YAHYA MENEKŞE KATLİAMI AKILLARDA
Saltıkalp’in ölümüyle sonuçlanan olay, Cizre’de 2008 yılındaki 15 Şubat protestoları esnasında polis panzerinin ezdiği 16 yaşındaki Yahya Menekşe davasını da akıllara getirdi. Menekşe’nin öldürüldüğü olayın ardından bir buçuk yıl geçtikten sonra 7 polis yargılandı. Menekşe’yi ezerek öldüren panzerin şoförü polis O.Y. hakkında “taksirle ölüme sebebiyet vermek” suçundan açılan davada bile 2 yıl sonra keşif yapılmıştı. Menekşe’nin panzerin altında kalarak yaşamını yitirdiğine dair raporlar olmasına rağmen Cizre 2. Asliye Ceza Mahkemesi’ndeki yargılamanın Şubat ayındaki karar duruşmasında sanık polis hakkında beraat kararı verildi.
ADALETİ BEKLİYOR
“Çözüm” nidalarıyla toplumda ciddi demokratik ve barışçıl beklentiler yaratan AKP’nin bu süreçte önünde duran bir başka gündem de çocuk katliamları. Adaletle buluşmayı ve aydınlatılmayı bekleyen çocuk katliamlarıyla yüzleşmek bir yana, demokratik çözüm sürecinde bile 2 çocuk polis aracının ezmesi sonucu hayatlarını kaybetti.

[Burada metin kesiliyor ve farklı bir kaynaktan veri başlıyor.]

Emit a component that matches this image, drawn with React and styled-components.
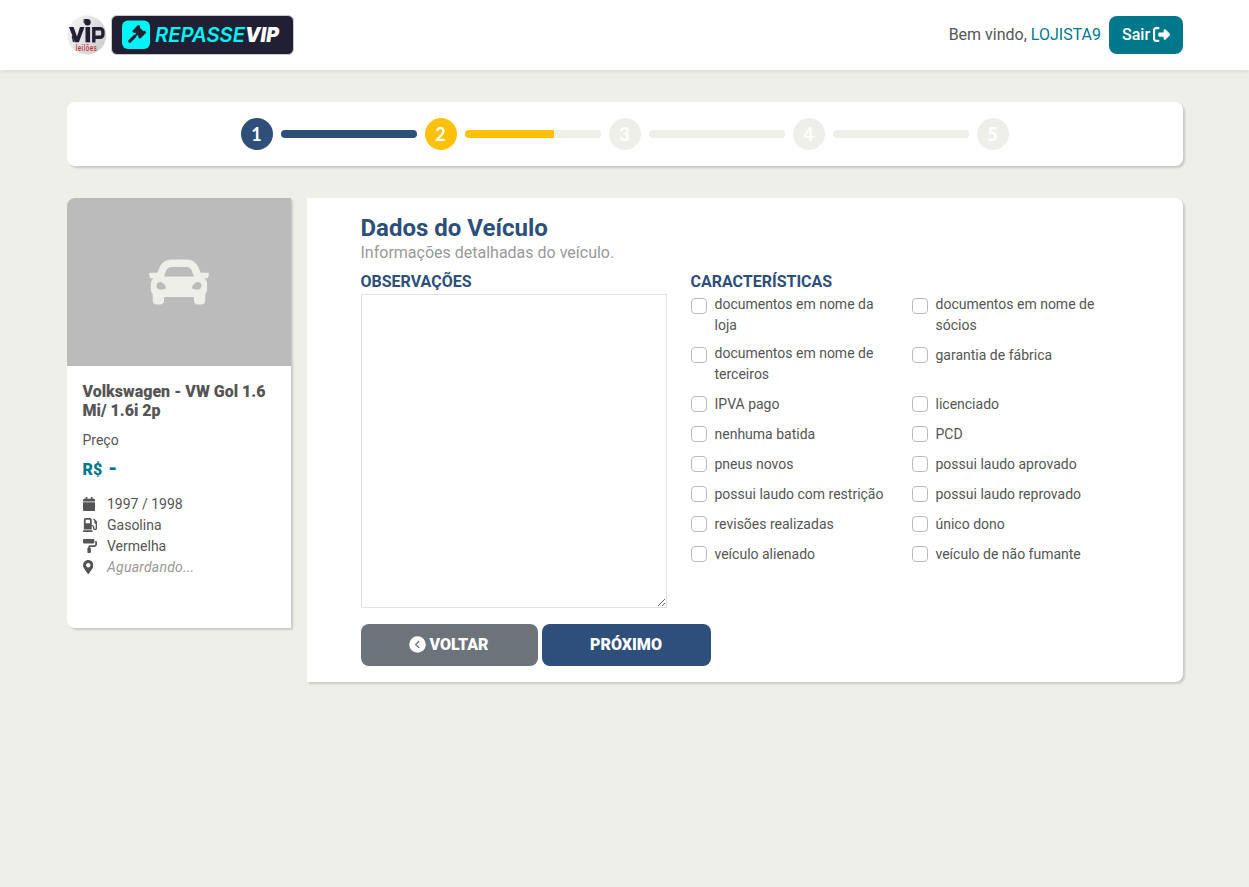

Bu durum İHD’nin 1988-2012 yıllarını kapsayan verileri de tekrardan kamuoyunun gündemine getirdi. İHD’nin 24 yıllık dönemi kapsayan verilerine göre 563 çocuk hayatını kaybetti. Verilere göre AKP hükümeti döneminde 183 çocuk, gerek yerleşim alanlarına yakın yerlerdeki patlayıcılar nedeniyle gerekse de asker ve polis tarafından kırsal bölgelerde ya da toplumsal olaylar sırasında yaşamlarından oldu. AKP hükümeti döneminde meydana gelen Uğur Kaymaz, Enes Ata, Ceylan Önkol, Yahya Menekşe gibi onlarca çocuk katliamı da aydınlatılmayı bekliyor.
GERÇEK SADECE RAKAM VE VERİLERLE TANIMLANAMAZ OLSA DA…
Türkiye’nin son çeyrek yüzyılının utanç abidesi olarak halen aydınlatılmayı bekleyen çocuk katliamlarının yıllara göre dağılımını tekrardan hatırlatacak olursak; 1989’da 2, 1990’da 21, 1991’de 12, 1992’de 116, 1993’de 66, 1994’te 86, 1995’te 7, 1996’da 6, 1997’de 7, 1998’de 2, 1999’da 12, 2000’de 3, 2004’te 1, 2006’da 8, 2008’de 1, 2009’da 3, 2010’da 6, 2011’de 28, 2012’de 10 ve 2013’te 2 çocuk yaşamlarını yitirdi.